La mobilità sanitaria interregionale riflette le disparità tra diversi Ssr nella quantità e qualità di offerta assistenziale. La mobilità da Sud verso le regioni centro-settentrionali si è ormai “cronicizzata”. La presenza di centri di eccellenza per patologie specifiche e, più in generale, un’assistenza sanitaria ritenuta qualitativamente migliore dai cittadini, determina la forte capacità attrattiva delle strutture sanitarie del Centro e del Nord.

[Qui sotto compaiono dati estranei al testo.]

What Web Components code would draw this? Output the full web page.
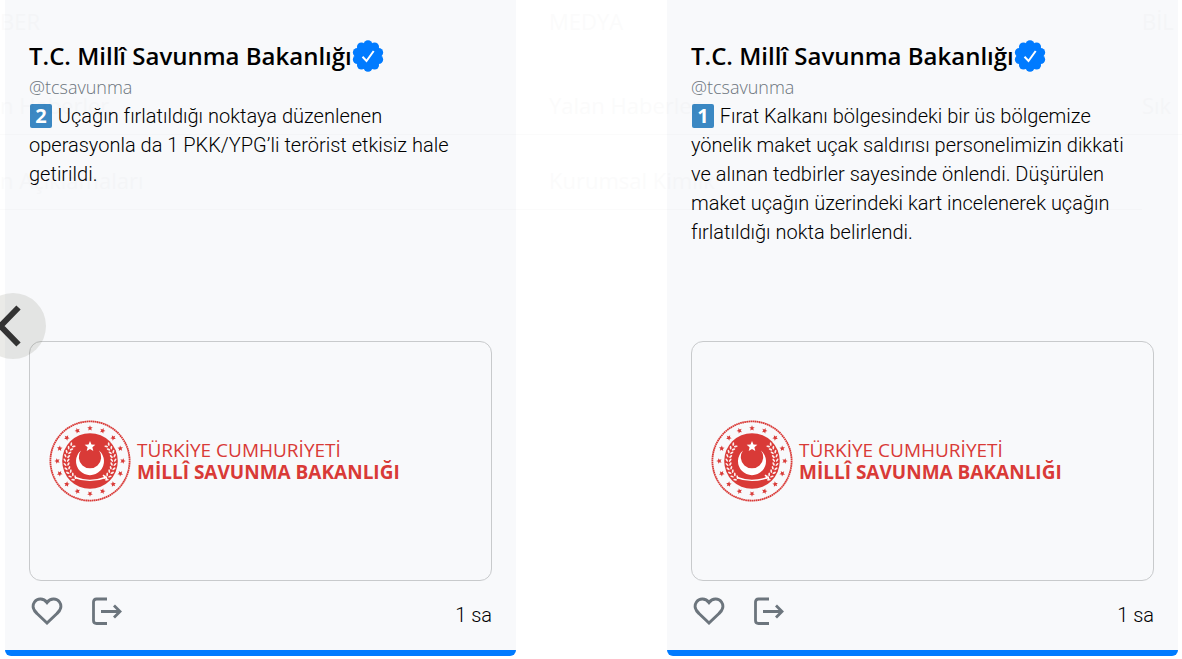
<!DOCTYPE html>
<html lang="tr">
<head>
<meta charset="utf-8">
<title>T.C. Millî Savunma Bakanlığı</title>
<style>
body { margin: 0; background: #fff; color: #000; font-family: "Open Sans", "Noto Sans", sans-serif; font-weight: 300; overflow: hidden; }
</style>
</head>
<body>
<news-carousel>
  <post-card name="T.C. Millî Savunma Bakanlığı" handle="@tcsavunma" time="1 sa">
    <number-key>2</number-key> Uçağın fırlatıldığı noktaya düzenlenen<br>operasyonla da 1 PKK/YPG’li terörist etkisiz hale<br>getirildi.
  </post-card>
  <post-card name="T.C. Millî Savunma Bakanlığı" handle="@tcsavunma" time="1 sa">
    <number-key>1</number-key> Fırat Kalkanı bölgesindeki bir üs bölgemize<br>yönelik maket uçak saldırısı personelimizin dikkati<br>ve alınan tedbirler sayesinde önlendi. Düşürülen<br>maket uçağın üzerindeki kart incelenerek uçağın<br>fırlatıldığı nokta belirlendi.
  </post-card>
</news-carousel>
<script>
class NumberKey extends HTMLElement {
  constructor() {
    super();
    this.attachShadow({ mode: "open" }).innerHTML = `
      <style>
        :host { display: inline-flex; align-items: center; justify-content: center; width: 22px; height: 24px; margin: -4px 1px 0; border-radius: 2px;
          background: #3b88c3; color: #fff; font: 700 20px/24px "Open Sans", sans-serif; vertical-align: middle; }
      </style><slot></slot>`;
  }
}
customElements.define("number-key", NumberKey);

class VerifiedBadge extends HTMLElement {
  constructor() {
    super();
    let lobes = "";
    for (let i = 0; i < 10; i++) {
      const a = (i * 36 - 90) * Math.PI / 180;
      lobes += `<circle cx="${(16 + 11.2 * Math.cos(a)).toFixed(2)}" cy="${(16 + 11.2 * Math.sin(a)).toFixed(2)}" r="4.5"/>`;
    }
    this.attachShadow({ mode: "open" }).innerHTML = `
      <style>:host { display: block; width: 32px; height: 32px; } svg { display: block; }</style>
      <svg width="32" height="32" viewBox="0 0 32 32" role="img" aria-label="Onaylı hesap">
        <g fill="#007bff"><circle cx="16" cy="16" r="13"/>${lobes}</g>
        <path d="M10.5 16.8l4 4.2 7.2-10" fill="none" stroke="#fff" stroke-width="2"/>
      </svg>`;
  }
}
customElements.define("verified-badge", VerifiedBadge);

class MinistryLogo extends HTMLElement {
  constructor() {
    super();
    const star = (x, y, r, turn) => {
      const p = [];
      for (let i = 0; i < 10; i++) {
        const a = (turn + i * 36 - 90) * Math.PI / 180, q = i % 2 ? r * 0.45 : r;
        p.push((x + q * Math.cos(a)).toFixed(2) + "," + (y + q * Math.sin(a)).toFixed(2));
      }
      return `<polygon points="${p.join(" ")}"/>`;
    };
    let ring = "", leaves = "";
    for (let i = 0; i < 16; i++) {
      const a = (i * 22.5 - 90) * Math.PI / 180;
      ring += star(41 + 32.8 * Math.cos(a), 41 + 32.8 * Math.sin(a), 2.9, i * 22.5);
    }
    for (let i = 0; i < 10; i++) {
      for (const side of [-1, 1]) {
        const deg = 48 - i * 10, a = deg * Math.PI / 180;
        for (const off of [-1.7, 1.7]) {
          const x = (41 + side * (23.5 + off) * Math.cos(a)).toFixed(2), y = (41 + (23.5 + off) * Math.sin(a)).toFixed(2);
          leaves += `<ellipse cx="${x}" cy="${y}" rx="0.9" ry="1.9" transform="rotate(${side * (deg + (off > 0 ? 35 : -35))} ${x} ${y})"/>`;
        }
      }
    }
    this.attachShadow({ mode: "open" }).innerHTML = `
      <style>
        :host { display: flex; align-items: center; gap: 6px; color: #d93a37; }
        svg { display: block; flex: none; }
        p { margin: 0; white-space: nowrap; font-size: 19px; line-height: 22px; font-weight: 400; }
        .ministry { font-weight: 700; }
      </style>
      <svg width="82" height="82" viewBox="0 0 82 82" aria-hidden="true">
        <circle cx="41" cy="41" r="39.6" fill="none" stroke="#d93a37" stroke-width="1.8" stroke-dasharray="1.7 .4"/>
        <g fill="#d93a37">${ring}<circle cx="41" cy="41" r="27.8"/></g>
        <g fill="#fbeeee">${leaves}</g>
        <path fill="#fff" fill-rule="evenodd" d="M32 30.500a14 14 0 1 0 18 0a11.200 11.200 0 1 1-18 0z"/>
        <g fill="#fff">${star(41, 26.5, 5.6, 0)}</g>
        <path d="M26 57.500q15 6 32-.500M54 55l4 4" fill="none" stroke="#fff" stroke-width="1.4"/>
      </svg>
      <div><p>TÜRKİYE CUMHURİYETİ</p><p class="ministry">MİLLÎ SAVUNMA BAKANLIĞI</p></div>`;
  }
}
customElements.define("ministry-logo", MinistryLogo);

class PostCard extends HTMLElement {
  constructor() {
    super();
    this.attachShadow({ mode: "open" }).innerHTML = `
      <style>
        :host { display: block; box-sizing: border-box; padding: 40px 24px 23px; background: #f8f9fb; border-bottom: 6px solid #007bff; border-radius: 0 0 6px 6px; }
        header { display: flex; align-items: center; height: 32px; }
        h2 { margin: 0; font-size: 24px; line-height: 32px; font-weight: 600; white-space: nowrap; }
        .handle { display: block; width: fit-content; color: #6c757d; text-decoration: none; font-size: 18px; line-height: 30px; }
        .text { margin: 0; min-height: 239px; font-family: Roboto, sans-serif; font-size: 20px; line-height: 29px; white-space: nowrap; }
        .media { display: flex; align-items: center; box-sizing: border-box; height: 240px; padding: 0 19px; border: 1px solid #c8cacc; border-radius: 12px; }
        footer { display: flex; align-items: center; gap: 28px; margin-top: 14px; padding-left: 2px; }
        button { display: block; width: 32px; height: 32px; padding: 0; border: 0; background: none; color: #6c757d; }
        button svg { display: block; }
        time { margin: 8px 0 0 auto; font-family: Roboto, sans-serif; font-size: 20px; line-height: 24px; }
      </style>
      <header><h2></h2><verified-badge></verified-badge></header>
      <a class="handle" href="#"></a>
      <p class="text"><slot></slot></p>
      <div class="media"><ministry-logo></ministry-logo></div>
      <footer>
        <button type="button" aria-label="Beğen"><svg width="32" height="32" viewBox="0 0 32 32" fill="none" stroke="currentColor" stroke-width="3"><path d="M16 7.500C12.500 3 6.500 2.800 3.500 7C.8 11 2.500 15.500 6 18.500L16 28L26 18.500C29.500 15.500 31.200 11 28.500 7C25.500 2.800 19.500 3 16 7.500Z"/></svg></button>
        <button type="button" aria-label="Paylaş"><svg width="32" height="32" viewBox="0 0 32 32" fill="none" stroke="currentColor" stroke-width="2.800"><path d="M16 4H5.500Q2.500 4 2.500 7V25.500Q2.500 28.500 5.500 28.500H16M10 16.500H29M23 10.500l6 6-6 6"/></svg></button>
        <time></time>
      </footer>`;
  }
  connectedCallback() {
    const r = this.shadowRoot;
    r.querySelector("h2").textContent = this.getAttribute("name");
    r.querySelector(".handle").textContent = this.getAttribute("handle");
    r.querySelector("time").textContent = this.getAttribute("time");
  }
}
customElements.define("post-card", PostCard);

class GhostMenu extends HTMLElement {
  constructor() {
    super();
    this.attachShadow({ mode: "open" }).innerHTML = `
      <style>
        :host { display: grid; grid-template-columns: 549px 593px 1fr; opacity: .01; pointer-events: none; overflow: hidden; font-weight: 400; white-space: nowrap; }
        h3 { margin: 6px 0 40px; font-size: 22px; line-height: 30px; font-weight: 400; }
        p { margin: 0 0 16px; padding: 14px 0; font-size: 22px; line-height: 30px; border-bottom: 1px solid #000; }
      </style>
      <section><h3>BER</h3><p>n Haberler</p><p>n Açıklamaları</p></section>
      <section><h3>MEDYA</h3><p>Yalan Haberler</p><p>Kurumsal Kimlik</p></section>
      <section><h3>BİL</h3><p>Sık</p></section>`;
  }
}
customElements.define("ghost-menu", GhostMenu);

class NewsCarousel extends HTMLElement {
  constructor() {
    super();
    this.attachShadow({ mode: "open" }).innerHTML = `
      <style>
        :host { display: grid; grid-template-columns: 1fr 1fr; column-gap: 151px; padding: 0 4px 3px 5px; position: relative; }
        ghost-menu { position: absolute; inset: 0; }
        button { position: absolute; left: -20px; top: 293px; width: 66px; height: 66px; padding: 0; border: 0; border-radius: 50%; background: rgba(60, 60, 40, .11); }
        svg { display: block; }
      </style>
      <slot></slot>
      <ghost-menu></ghost-menu>
      <button type="button" aria-label="Önceki"><svg width="66" height="66" viewBox="0 0 66 66" fill="none" stroke="#333" stroke-width="6"><path d="M38.500 14.500L20.500 33L38.500 51.500"/></svg></button>`;
  }
}
customElements.define("news-carousel", NewsCarousel);
</script>
</body>
</html>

Nel 2022 la mobilità passiva ha interessato 629mila pazienti, il 44% dei quali residente in una regione del Sud. Nello stesso anno, i Ssr meridionali hanno attirato 98mila pazienti, solo il 15% della mobilità attiva totale. Complessivamente, i malati oncologici residenti al Mezzogior- no che ricevono cure presso un Ssr di una regione del Centro-Nord sono 12.401, circa il 20% dei pazienti oncologici meridionali da un minimo del 15% della Campania a un massimo del 41% della Calabria. Al Sud non mancano le esperienze positive, come il modello innovativo della Rete Oncologica Campana, sulle quali bisognerebbe investire per rafforzare l’offerta di percorsi di cura territorialmente omogenei e ridurre le diseguaglianze di accesso alle cure.
Nell’ambito dell’assistenza domiciliare e per i due investimenti di natura infrastrutturale di Case e Ospedali di comunità, il Pnrr ha utilizzato un metodo di riparto regionale delle risorse che rappresenta un importante passaggio verso l’adozione di criteri di allocazione perequativi, in grado di tener conto delle diverse situazioni di partenza e dei differenti fabbisogni di cittadini e territori. Lo stato di attuazione delle misure si presenta in linea con gli obiettivi nazionali per l’assistenza domiciliare, ma preoccupano i ritardi del Sud. Buona parte delle Regioni ha raggiunto i rispettivi obiettivi intermedi al 2023 di pazienti over 65 aggiunti dai servizi, in molti casi anche con margini sensibilmente elevati. Quattro regioni meridionali non conseguono il target: Calabria, Sardegna, Campania e Sicilia. Particolarmente preoccupante è la situazione della Sicilia, il cui ritardo (appena 200 pazienti aggiuntivi raggiunti invece dei 39.121 previsti al 2023) potrebbe mettere a rischio il conseguimento del target nazionale finale fissato 2026 (10% della popolazione over 65).
Con riferimento all’assistenza domiciliare, occorrerà trovare le opportune risorse per mantenere nel tempo l’obiettivo del 10% della popolazione assistita over 65 e soprattutto garantire continuità all’assistenza agli ulteriori 883mila anziani che si prevede ne beneficeranno grazie alle risorse del Pnrr. Un tema sostanzialmente analogo concerne il pieno e efficace funzionamento delle infrastrutture sanitarie del territorio, che dovranno essere dotate del personale sanitario necessario a garantirne il funzionamento. Con riferimento a quest’ultimo aspetto, l’assenza di addizionalità e di una riserva esplicita rendono di fatto incerta l’autorizzazione di spesa prevista dalla Legge di Bilancio a valere sul finanziamento del Sistema sanitario nazionale.